#### Task goal:
Check every line for the word "index" and give the number of lines where it occurs, nothing else.

#### Provided material:
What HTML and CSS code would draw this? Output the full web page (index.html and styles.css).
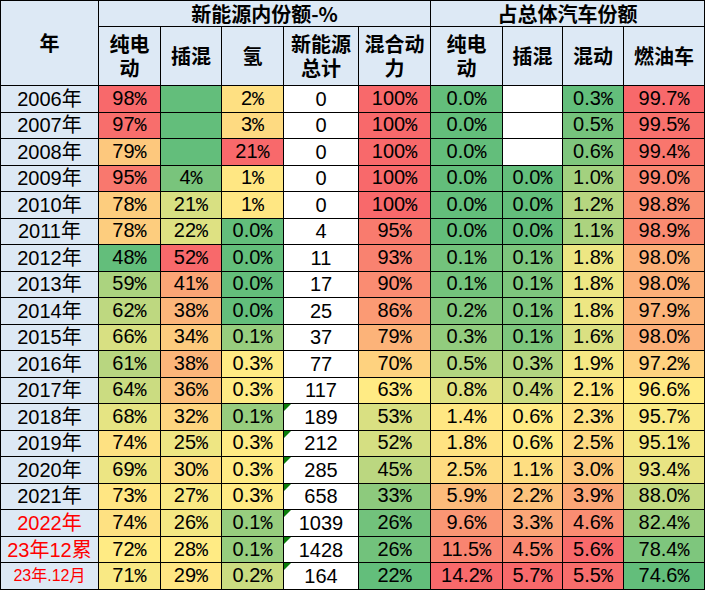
FILE: index.html
```html
<!DOCTYPE html>
<html lang="zh-CN">
<head>
<meta charset="utf-8">
<title>新能源份额</title>
<link rel="stylesheet" href="styles.css">
</head>
<body>
<table class="sheet">
  <colgroup>
    <col class="w98"><col class="w62"><col class="w61"><col class="w62"><col class="w75">
    <col class="w72"><col class="w72"><col class="w60"><col class="w61"><col class="w81">
  </colgroup>
  <thead>
    <tr class="hr1">
      <th class="hd" rowspan="2">年</th>
      <th class="hd" colspan="5">新能源内份额-%</th>
      <th class="hd" colspan="4">占总体汽车份额</th>
    </tr>
    <tr class="hr2">
      <th class="hd">纯电<br>动</th>
      <th class="hd">插混</th>
      <th class="hd">氢</th>
      <th class="hd">新能源<br>总计</th>
      <th class="hd">混合动<br>力</th>
      <th class="hd">纯电<br>动</th>
      <th class="hd">插混</th>
      <th class="hd">混动</th>
      <th class="hd">燃油车</th>
    </tr>
  </thead>
  <tbody>
    <tr><th class="yr">2006年</th><td>98<span class="p">%</span></td><td data-v="0"></td><td>2<span class="p">%</span></td><td>0</td><td>100<span class="p">%</span></td><td>0.0<span class="p">%</span></td><td></td><td>0.3<span class="p">%</span></td><td>99.7<span class="p">%</span></td></tr>
    <tr><th class="yr">2007年</th><td>97<span class="p">%</span></td><td data-v="0"></td><td>3<span class="p">%</span></td><td>0</td><td>100<span class="p">%</span></td><td>0.0<span class="p">%</span></td><td></td><td>0.5<span class="p">%</span></td><td>99.5<span class="p">%</span></td></tr>
    <tr><th class="yr">2008年</th><td>79<span class="p">%</span></td><td data-v="0"></td><td>21<span class="p">%</span></td><td>0</td><td>100<span class="p">%</span></td><td>0.0<span class="p">%</span></td><td></td><td>0.6<span class="p">%</span></td><td>99.4<span class="p">%</span></td></tr>
    <tr><th class="yr">2009年</th><td>95<span class="p">%</span></td><td>4<span class="p">%</span></td><td>1<span class="p">%</span></td><td>0</td><td>100<span class="p">%</span></td><td>0.0<span class="p">%</span></td><td>0.0<span class="p">%</span></td><td>1.0<span class="p">%</span></td><td>99.0<span class="p">%</span></td></tr>
    <tr><th class="yr">2010年</th><td>78<span class="p">%</span></td><td>21<span class="p">%</span></td><td>1<span class="p">%</span></td><td>0</td><td>100<span class="p">%</span></td><td>0.0<span class="p">%</span></td><td>0.0<span class="p">%</span></td><td>1.2<span class="p">%</span></td><td>98.8<span class="p">%</span></td></tr>
    <tr><th class="yr">2011年</th><td>78<span class="p">%</span></td><td>22<span class="p">%</span></td><td>0.0<span class="p">%</span></td><td>4</td><td>95<span class="p">%</span></td><td>0.0<span class="p">%</span></td><td>0.0<span class="p">%</span></td><td>1.1<span class="p">%</span></td><td>98.9<span class="p">%</span></td></tr>
    <tr><th class="yr">2012年</th><td>48<span class="p">%</span></td><td>52<span class="p">%</span></td><td>0.0<span class="p">%</span></td><td>11</td><td>93<span class="p">%</span></td><td>0.1<span class="p">%</span></td><td>0.1<span class="p">%</span></td><td>1.8<span class="p">%</span></td><td>98.0<span class="p">%</span></td></tr>
    <tr><th class="yr">2013年</th><td>59<span class="p">%</span></td><td>41<span class="p">%</span></td><td>0.0<span class="p">%</span></td><td>17</td><td>90<span class="p">%</span></td><td>0.1<span class="p">%</span></td><td>0.1<span class="p">%</span></td><td>1.8<span class="p">%</span></td><td>98.0<span class="p">%</span></td></tr>
    <tr><th class="yr">2014年</th><td>62<span class="p">%</span></td><td>38<span class="p">%</span></td><td>0.0<span class="p">%</span></td><td>25</td><td>86<span class="p">%</span></td><td>0.2<span class="p">%</span></td><td>0.1<span class="p">%</span></td><td>1.8<span class="p">%</span></td><td>97.9<span class="p">%</span></td></tr>
    <tr><th class="yr">2015年</th><td>66<span class="p">%</span></td><td>34<span class="p">%</span></td><td>0.1<span class="p">%</span></td><td>37</td><td>79<span class="p">%</span></td><td>0.3<span class="p">%</span></td><td>0.1<span class="p">%</span></td><td>1.6<span class="p">%</span></td><td>98.0<span class="p">%</span></td></tr>
    <tr><th class="yr">2016年</th><td>61<span class="p">%</span></td><td>38<span class="p">%</span></td><td>0.3<span class="p">%</span></td><td>77</td><td>70<span class="p">%</span></td><td>0.5<span class="p">%</span></td><td>0.3<span class="p">%</span></td><td>1.9<span class="p">%</span></td><td>97.2<span class="p">%</span></td></tr>
    <tr><th class="yr">2017年</th><td>64<span class="p">%</span></td><td>36<span class="p">%</span></td><td>0.3<span class="p">%</span></td><td>117</td><td>63<span class="p">%</span></td><td>0.8<span class="p">%</span></td><td>0.4<span class="p">%</span></td><td>2.1<span class="p">%</span></td><td>96.6<span class="p">%</span></td></tr>
    <tr><th class="yr">2018年</th><td>68<span class="p">%</span></td><td>32<span class="p">%</span></td><td>0.1<span class="p">%</span></td><td class="flag">189</td><td>53<span class="p">%</span></td><td>1.4<span class="p">%</span></td><td>0.6<span class="p">%</span></td><td>2.3<span class="p">%</span></td><td>95.7<span class="p">%</span></td></tr>
    <tr><th class="yr">2019年</th><td>74<span class="p">%</span></td><td>25<span class="p">%</span></td><td>0.3<span class="p">%</span></td><td class="flag">212</td><td>52<span class="p">%</span></td><td>1.8<span class="p">%</span></td><td>0.6<span class="p">%</span></td><td>2.5<span class="p">%</span></td><td>95.1<span class="p">%</span></td></tr>
    <tr><th class="yr">2020年</th><td>69<span class="p">%</span></td><td>30<span class="p">%</span></td><td>0.3<span class="p">%</span></td><td class="flag">285</td><td>45<span class="p">%</span></td><td>2.5<span class="p">%</span></td><td>1.1<span class="p">%</span></td><td>3.0<span class="p">%</span></td><td>93.4<span class="p">%</span></td></tr>
    <tr><th class="yr">2021年</th><td>73<span class="p">%</span></td><td>27<span class="p">%</span></td><td>0.3<span class="p">%</span></td><td class="flag">658</td><td>33<span class="p">%</span></td><td>5.9<span class="p">%</span></td><td>2.2<span class="p">%</span></td><td>3.9<span class="p">%</span></td><td>88.0<span class="p">%</span></td></tr>
    <tr><th class="yr red">2022年</th><td>74<span class="p">%</span></td><td>26<span class="p">%</span></td><td>0.1<span class="p">%</span></td><td class="flag">1039</td><td>26<span class="p">%</span></td><td>9.6<span class="p">%</span></td><td>3.3<span class="p">%</span></td><td>4.6<span class="p">%</span></td><td>82.4<span class="p">%</span></td></tr>
    <tr><th class="yr red">23年12累</th><td>72<span class="p">%</span></td><td>28<span class="p">%</span></td><td>0.1<span class="p">%</span></td><td class="flag">1428</td><td>26<span class="p">%</span></td><td>11.5<span class="p">%</span></td><td>4.5<span class="p">%</span></td><td>5.6<span class="p">%</span></td><td>78.4<span class="p">%</span></td></tr>
    <tr><th class="yr red small">23年.12月</th><td>71<span class="p">%</span></td><td>29<span class="p">%</span></td><td>0.2<span class="p">%</span></td><td class="flag">164</td><td>22<span class="p">%</span></td><td>14.2<span class="p">%</span></td><td>5.7<span class="p">%</span></td><td>5.5<span class="p">%</span></td><td>74.6<span class="p">%</span></td></tr>
  </tbody>
</table>
<script src="script.js"></script>
</body>
</html>
```
FILE: styles.css
```css
* { box-sizing: border-box; }
html, body { margin: 0; padding: 0; background: #ffffff; }

.sheet {
  border-collapse: collapse;
  table-layout: fixed;
  width: 705px;
  font-family: "Liberation Sans", "Noto Sans CJK SC", sans-serif;
  font-size: 20px;
  color: #000000;
}
.w98 { width: 98px; }
.w62 { width: 62px; }
.w61 { width: 61px; }
.w75 { width: 75px; }
.w72 { width: 72px; }
.w60 { width: 60px; }
.w81 { width: 81px; }

.sheet th,
.sheet td {
  border: 1px solid #000000;
  padding: 0;
  text-align: center;
  vertical-align: middle;
  white-space: nowrap;
  line-height: 22px;
  font-weight: 400;
  background: #ffffff;
}

.sheet .hd {
  background: #dde9f5;
  font-family: "Noto Sans CJK SC", sans-serif;
  font-weight: 700;
  line-height: 24px;
}
.hr1 { height: 26px; }
.hr2 { height: 59px; }
.sheet tbody tr { height: 26.53px; }

.sheet .yr { background: #dde9f5; }
.sheet .red { color: #ff0000; }
.sheet .small { font-size: 16px; }

.p { font-family: "Liberation Mono", monospace; }

.flag { position: relative; }
.flag::before {
  content: "";
  position: absolute;
  left: 0;
  top: 0;
  border-top: 7px solid #0a7d0a;
  border-right: 7px solid transparent;
}
```
FILE: script.js
```js
(function () {
  var G = [99, 190, 123], Y = [255, 235, 132], R = [248, 105, 107];
  var mids = { 1: 72, 2: 28, 3: 0.3, 5: 63, 6: 1.0, 7: 0.6, 8: 2.0, 9: 96.6 };
  var rows = Array.prototype.slice.call(document.querySelectorAll('.sheet tbody tr'));
  Object.keys(mids).forEach(function (k) {
    var ci = +k, mid = mids[k];
    var cells = rows.map(function (r) { return r.cells[ci]; }).filter(function (c) {
      return c.hasAttribute('data-v') || c.textContent.trim() !== '';
    });
    var vals = cells.map(function (c) {
      return parseFloat(c.hasAttribute('data-v') ? c.getAttribute('data-v') : c.textContent);
    });
    var mn = Math.min.apply(null, vals), mx = Math.max.apply(null, vals);
    cells.forEach(function (c, i) {
      var v = vals[i], a, b, t;
      if (v <= mid) { a = G; b = Y; t = mid === mn ? 1 : (v - mn) / (mid - mn); }
      else { a = Y; b = R; t = mx === mid ? 0 : (v - mid) / (mx - mid); }
      var col = a.map(function (x, j) { return Math.round(x + (b[j] - x) * t); });
      c.style.backgroundColor = 'rgb(' + col.join(',') + ')';
    });
  });
})();
```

#### Solution:
2